On the flip-side, there are artists I’ve worked with that have an absolutely keen eye.  When we filmed THE CASSEROLE CLUB, I asked Jane Wiedlin to be my second set of eyes.  I value her opinion as an artist, and in this case, we had reached an aesthetic understanding of what we were creating, so I knew that if she had any ideas, they would be worth considering.  And they were.  Still, she knew I was in charge, but I gave her the freedom to speak up if she had an idea that could make the scene brighter, or point out something that didn’t seem right, or props that weren’t historically accurate.

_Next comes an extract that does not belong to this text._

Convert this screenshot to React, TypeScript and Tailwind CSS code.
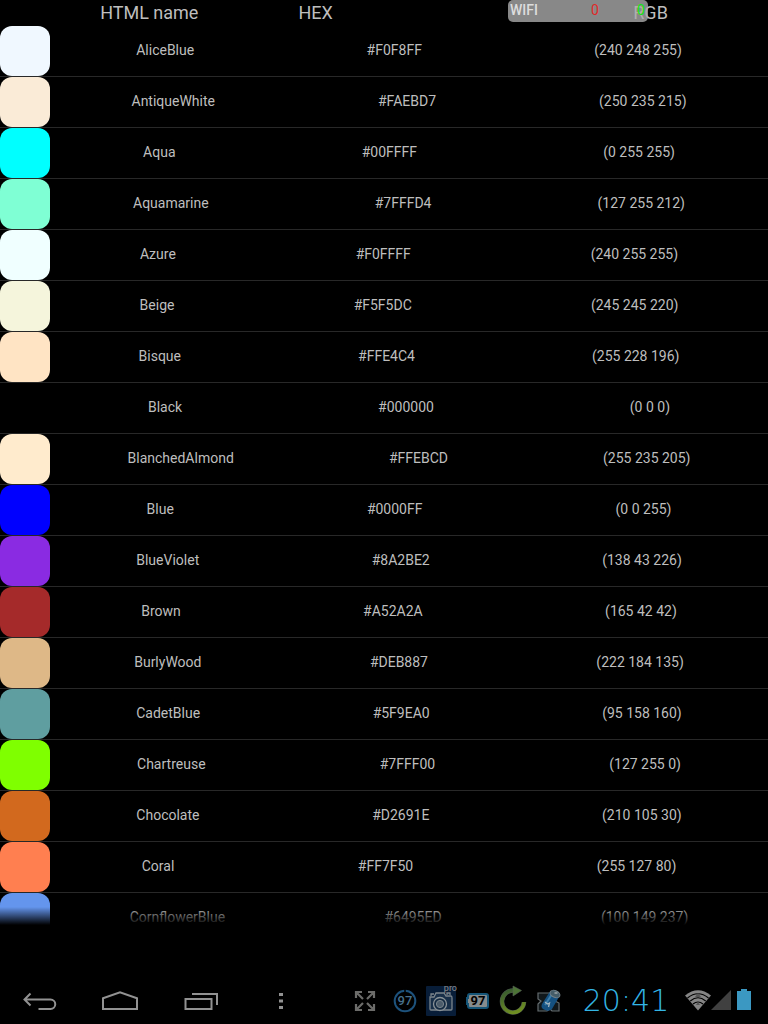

As a director, if you can define your vision and share those definitions with people, chances are that when you set them free inside that spectrum, they will create something you love.  I usually like to make a list of rules that apply to every aspect of the process.  I make a “look book” that illustrates what we’re going for.  If you tell someone to make it “exotic” or “gothic” and not much else, they could come back with something appropriate for a Tim Burton movie, or at the other end of the spectrum, a look suitable for Twilight.  Neither of which may be what you want.  But, it isn’t their fault.  It’s yours.  Because you didn’t communicate effectively.  Remember: the meaning of communication is what the other person hears—not what you say.

It’s very important to illustrate verbally, visually, and in great detail, what it is you’re creating so that everyone’s on the same page.  Then, the collaborative process can be an enjoyable one.  But, remember, there must always be one person in charge and it’s important to define who that is right at the start.